╭─ Dataset content

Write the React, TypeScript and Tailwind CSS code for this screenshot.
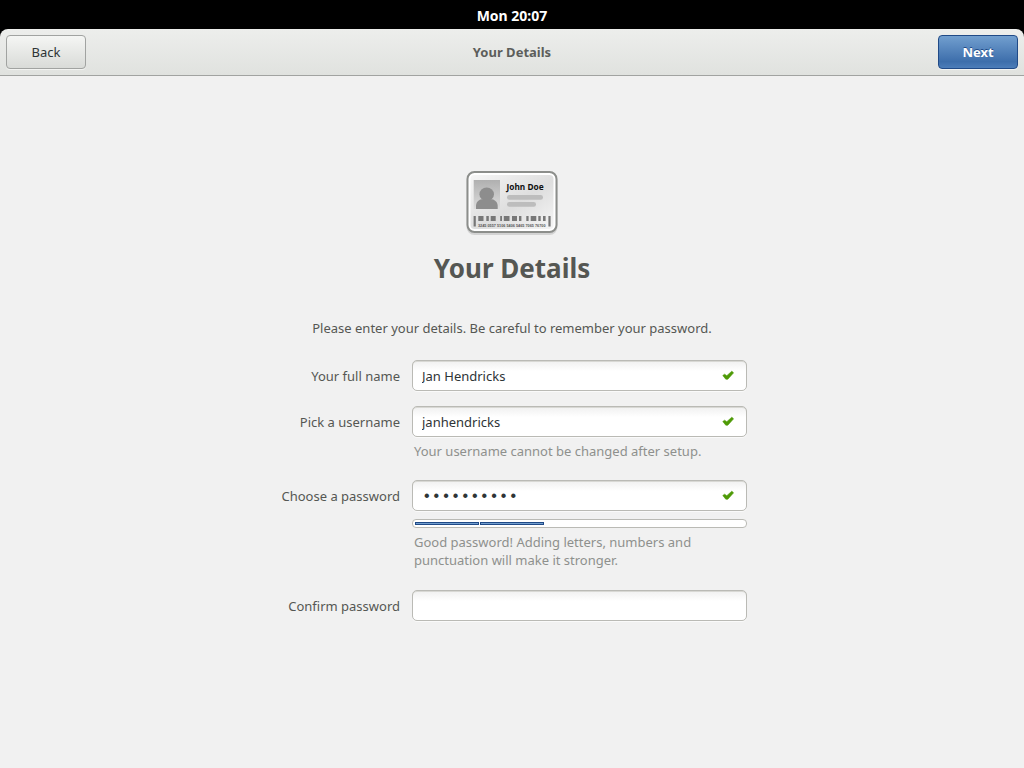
import { useState } from "react";
import type { InputHTMLAttributes, ReactNode } from "react";

function IdCardIcon() {
  const bars: [number, number][] = [
    [14.3, 5.2], [22.3, 2.5], [26.7, 5], [36.2, 1.8], [39.8, 5.7], [48, 5], [55, 2.4], [62.3, 2.3], [66.7, 5.6], [74.3, 2.4], [79, 2.6],
  ];
  return (
    <svg width="96" height="66" viewBox="0 0 96 66" aria-hidden="true">
      <defs>
        <linearGradient id="card" x1="0" y1="0" x2="1" y2="1">
          <stop offset="0" stopColor="#f6f6f6" />
          <stop offset="0.55" stopColor="#dedede" />
          <stop offset="1" stopColor="#f6f6f6" />
        </linearGradient>
        <linearGradient id="photo" x1="0" y1="0" x2="0" y2="1">
          <stop offset="0" stopColor="#b0b0b0" />
          <stop offset="1" stopColor="#dcdcdc" />
        </linearGradient>
      </defs>
      <rect x="2.5" y="3" width="91" height="62" rx="8" fill="#000" opacity="0.12" />
      <rect x="3.5" y="2" width="89" height="60" rx="7" fill="#fff" stroke="#8c8e8b" strokeWidth="2" />
      <rect x="6.5" y="5" width="83" height="54" rx="4" fill="url(#card)" />
      <rect x="9.7" y="10" width="26.300" height="29" fill="url(#photo)" />
      <ellipse cx="22.700" cy="24.300" rx="7.300" ry="6.700" fill="#8d8d8d" />
      <path d="M12 39v-3c0-4 2.500-6 5.500-6.800h10.500c3 .8 5.700 2.800 5.700 6.800v3z" fill="#8d8d8d" />
      <text x="42.500" y="20" fontSize="8.300" fontWeight="700" fill="#111" className="font-['Noto_Sans','Open_Sans',sans-serif]">
        John Doe
      </text>
      <rect x="43" y="25" width="36" height="4.700" rx="2.300" fill="#bdbdbd" />
      <rect x="43" y="32" width="29" height="4.700" rx="2.300" fill="#bdbdbd" />
      <path d="M10.700 46v10.500M85.500 46v10.500" stroke="#777" strokeWidth="2.200" />
      {bars.map(([x, w]) => (
        <rect key={x} x={x} y="46" width={w} height="5" fill="#777" />
      ))}
      <text x="14" y="56.500" fontSize="3.800" fontWeight="700" fill="#555" className="font-['Liberation_Sans',sans-serif]">
        3245 0557 5106 5406 5465 7065 76700
      </text>
    </svg>
  );
}

function CheckIcon() {
  return (
    <svg width="12" height="12" viewBox="0 0 12 12" aria-hidden="true">
      <path d="M.8 5.500 2.600 4.200 4.800 5.700 9.800 1.200 11.600 2.800 5.800 9.200 3.800 9.200z" fill="#4e9a06" stroke="#4e9a06" strokeWidth=".6" strokeLinejoin="round" />
    </svg>
  );
}

type FieldProps = InputHTMLAttributes<HTMLInputElement> & {
  id: string;
  label: string;
  valid?: boolean;
  children?: ReactNode;
};

function Field({ id, label, valid, children, className = "", ...input }: FieldProps) {
  return (
    <>
      <label htmlFor={id} className="text-right leading-8 text-[#555753]">
        {label}
      </label>
      <div>
        <div className="flex h-[31px] items-center rounded-[5px] border border-[#babab5] bg-linear-to-b from-[#f0f0f0] to-white to-35% pr-3 pl-[9px] shadow-[inset_0_1px_0_#d8d8d4,0_1px_0_#fafafa]">
          <input id={id} className={`min-w-0 flex-1 bg-transparent pt-0.5 text-[#2e3436] outline-none ${className}`} {...input} />
          {valid && <CheckIcon />}
        </div>
        {children}
      </div>
    </>
  );
}

export default function App() {
  const [name, setName] = useState("Jan Hendricks");
  const [username, setUsername] = useState("janhendricks");
  const [password, setPassword] = useState("0123456789");
  const [confirmation, setConfirmation] = useState("");

  return (
    <div className="flex min-h-screen flex-col bg-black font-['Noto_Sans','Open_Sans',sans-serif] text-[13px]">
      <div className="flex h-[29px] items-center justify-center pt-[3px] text-sm font-bold text-white">Mon 20:07</div>
      <header className="grid h-[47px] grid-cols-3 items-center rounded-t-lg border-b border-[#a1a3a1] bg-linear-to-b from-[#edeeec] to-[#e0e2df] px-1.5">
        <button className="h-[34px] w-20 rounded border border-[#a1a3a1] bg-linear-to-b from-[#f5f6f4] to-[#d9dbd8] pt-0.5 text-[#2e3436] shadow-[0_1px_0_#f2f3f1]">
          Back
        </button>
        <span className="pt-0.5 text-center font-bold text-[#5c5e5b]">Your Details</span>
        <button className="h-[34px] w-20 justify-self-end rounded border border-[#204a87] bg-linear-to-b from-[#729fcf] via-[#3d6eab] via-80% to-[#4c7db9] pt-0.5 font-bold text-white shadow-[0_1px_0_#f2f3f1] text-shadow-[0_-1px_0_#204a87]">
          Next
        </button>
      </header>
      <main className="flex flex-1 flex-col items-center bg-[#f1f1f1] pt-[94px]">
        <IdCardIcon />
        <h1 className="mt-[14px] text-[26px] leading-9 font-bold text-[#555753]">Your Details</h1>
        <p className="mt-8 leading-5 text-[#555753]">Please enter your details. Be careful to remember your password.</p>
        <form className="mt-[22px] grid grid-cols-[123px_335px] gap-x-3">
          <Field id="full-name" label="Your full name" valid value={name} onChange={(e) => setName(e.target.value)}>
            <div className="h-[15px]" />
          </Field>
          <Field id="username" label="Pick a username" valid value={username} onChange={(e) => setUsername(e.target.value)}>
            <p className="mt-[5px] mb-5 pl-0.5 leading-[18px] text-[#8e908d]">Your username cannot be changed after setup.</p>
          </Field>
          <Field id="password" label="Choose a password" type="password" className="font-['Liberation_Mono',monospace] text-base" valid value={password} onChange={(e) => setPassword(e.target.value)}>
            <div
              role="meter"
              aria-label="Password strength"
              aria-valuemin={0}
              aria-valuemax={5}
              aria-valuenow={2}
              className="mt-2 grid h-[9px] grid-cols-5 gap-px rounded border border-[#babab5] bg-white py-0.5 pr-2 pl-0.5"
            >
              <span className="h-[3px] border border-[#204a87] bg-[#729fcf]" />
              <span className="h-[3px] border border-[#204a87] bg-[#729fcf]" />
            </div>
            <p className="mt-[5px] mb-[21px] pl-0.5 leading-[18px] text-[#8e908d]">
              Good password! Adding letters, numbers and punctuation will make it stronger.
            </p>
          </Field>
          <Field id="confirm" label="Confirm password" type="password" value={confirmation} onChange={(e) => setConfirmation(e.target.value)} />
        </form>
      </main>
    </div>
  );
}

╰─

Work to do -
Write out the listing above exactly as it stands, pictures excluded.

Expected answer -
Write the React, TypeScript and Tailwind CSS code for this screenshot.
import { useState } from "react";
import type { InputHTMLAttributes, ReactNode } from "react";

function IdCardIcon() {
  const bars: [number, number][] = [
    [14.3, 5.2], [22.3, 2.5], [26.7, 5], [36.2, 1.8], [39.8, 5.7], [48, 5], [55, 2.4], [62.3, 2.3], [66.7, 5.6], [74.3, 2.4], [79, 2.6],
  ];
  return (
    <svg width="96" height="66" viewBox="0 0 96 66" aria-hidden="true">
      <defs>
        <linearGradient id="card" x1="0" y1="0" x2="1" y2="1">
          <stop offset="0" stopColor="#f6f6f6" />
          <stop offset="0.55" stopColor="#dedede" />
          <stop offset="1" stopColor="#f6f6f6" />
        </linearGradient>
        <linearGradient id="photo" x1="0" y1="0" x2="0" y2="1">
          <stop offset="0" stopColor="#b0b0b0" />
          <stop offset="1" stopColor="#dcdcdc" />
        </linearGradient>
      </defs>
      <rect x="2.5" y="3" width="91" height="62" rx="8" fill="#000" opacity="0.12" />
      <rect x="3.5" y="2" width="89" height="60" rx="7" fill="#fff" stroke="#8c8e8b" strokeWidth="2" />
      <rect x="6.5" y="5" width="83" height="54" rx="4" fill="url(#card)" />
      <rect x="9.7" y="10" width="26.300" height="29" fill="url(#photo)" />
      <ellipse cx="22.700" cy="24.300" rx="7.300" ry="6.700" fill="#8d8d8d" />
      <path d="M12 39v-3c0-4 2.500-6 5.500-6.800h10.500c3 .8 5.700 2.800 5.700 6.800v3z" fill="#8d8d8d" />
      <text x="42.500" y="20" fontSize="8.300" fontWeight="700" fill="#111" className="font-['Noto_Sans','Open_Sans',sans-serif]">
        John Doe
      </text>
      <rect x="43" y="25" width="36" height="4.700" rx="2.300" fill="#bdbdbd" />
      <rect x="43" y="32" width="29" height="4.700" rx="2.300" fill="#bdbdbd" />
      <path d="M10.700 46v10.500M85.500 46v10.500" stroke="#777" strokeWidth="2.200" />
      {bars.map(([x, w]) => (
        <rect key={x} x={x} y="46" width={w} height="5" fill="#777" />
      ))}
      <text x="14" y="56.500" fontSize="3.800" fontWeight="700" fill="#555" className="font-['Liberation_Sans',sans-serif]">
        3245 0557 5106 5406 5465 7065 76700
      </text>
    </svg>
  );
}

function CheckIcon() {
  return (
    <svg width="12" height="12" viewBox="0 0 12 12" aria-hidden="true">
      <path d="M.8 5.500 2.600 4.200 4.800 5.700 9.800 1.200 11.600 2.800 5.800 9.200 3.800 9.200z" fill="#4e9a06" stroke="#4e9a06" strokeWidth=".6" strokeLinejoin="round" />
    </svg>
  );
}

type FieldProps = InputHTMLAttributes<HTMLInputElement> & {
  id: string;
  label: string;
  valid?: boolean;
  children?: ReactNode;
};

function Field({ id, label, valid, children, className = "", ...input }: FieldProps) {
  return (
    <>
      <label htmlFor={id} className="text-right leading-8 text-[#555753]">
        {label}
      </label>
      <div>
        <div className="flex h-[31px] items-center rounded-[5px] border border-[#babab5] bg-linear-to-b from-[#f0f0f0] to-white to-35% pr-3 pl-[9px] shadow-[inset_0_1px_0_#d8d8d4,0_1px_0_#fafafa]">
          <input id={id} className={`min-w-0 flex-1 bg-transparent pt-0.5 text-[#2e3436] outline-none ${className}`} {...input} />
          {valid && <CheckIcon />}
        </div>
        {children}
      </div>
    </>
  );
}

export default function App() {
  const [name, setName] = useState("Jan Hendricks");
  const [username, setUsername] = useState("janhendricks");
  const [password, setPassword] = useState("0123456789");
  const [confirmation, setConfirmation] = useState("");

  return (
    <div className="flex min-h-screen flex-col bg-black font-['Noto_Sans','Open_Sans',sans-serif] text-[13px]">
      <div className="flex h-[29px] items-center justify-center pt-[3px] text-sm font-bold text-white">Mon 20:07</div>
      <header className="grid h-[47px] grid-cols-3 items-center rounded-t-lg border-b border-[#a1a3a1] bg-linear-to-b from-[#edeeec] to-[#e0e2df] px-1.5">
        <button className="h-[34px] w-20 rounded border border-[#a1a3a1] bg-linear-to-b from-[#f5f6f4] to-[#d9dbd8] pt-0.5 text-[#2e3436] shadow-[0_1px_0_#f2f3f1]">
          Back
        </button>
        <span className="pt-0.5 text-center font-bold text-[#5c5e5b]">Your Details</span>
        <button className="h-[34px] w-20 justify-self-end rounded border border-[#204a87] bg-linear-to-b from-[#729fcf] via-[#3d6eab] via-80% to-[#4c7db9] pt-0.5 font-bold text-white shadow-[0_1px_0_#f2f3f1] text-shadow-[0_-1px_0_#204a87]">
          Next
        </button>
      </header>
      <main className="flex flex-1 flex-col items-center bg-[#f1f1f1] pt-[94px]">
        <IdCardIcon />
        <h1 className="mt-[14px] text-[26px] leading-9 font-bold text-[#555753]">Your Details</h1>
        <p className="mt-8 leading-5 text-[#555753]">Please enter your details. Be careful to remember your password.</p>
        <form className="mt-[22px] grid grid-cols-[123px_335px] gap-x-3">
          <Field id="full-name" label="Your full name" valid value={name} onChange={(e) => setName(e.target.value)}>
            <div className="h-[15px]" />
          </Field>
          <Field id="username" label="Pick a username" valid value={username} onChange={(e) => setUsername(e.target.value)}>
            <p className="mt-[5px] mb-5 pl-0.5 leading-[18px] text-[#8e908d]">Your username cannot be changed after setup.</p>
          </Field>
          <Field id="password" label="Choose a password" type="password" className="font-['Liberation_Mono',monospace] text-base" valid value={password} onChange={(e) => setPassword(e.target.value)}>
            <div
              role="meter"
              aria-label="Password strength"
              aria-valuemin={0}
              aria-valuemax={5}
              aria-valuenow={2}
              className="mt-2 grid h-[9px] grid-cols-5 gap-px rounded border border-[#babab5] bg-white py-0.5 pr-2 pl-0.5"
            >
              <span className="h-[3px] border border-[#204a87] bg-[#729fcf]" />
              <span className="h-[3px] border border-[#204a87] bg-[#729fcf]" />
            </div>
            <p className="mt-[5px] mb-[21px] pl-0.5 leading-[18px] text-[#8e908d]">
              Good password! Adding letters, numbers and punctuation will make it stronger.
            </p>
          </Field>
          <Field id="confirm" label="Confirm password" type="password" value={confirmation} onChange={(e) => setConfirmation(e.target.value)} />
        </form>
      </main>
    </div>
  );
}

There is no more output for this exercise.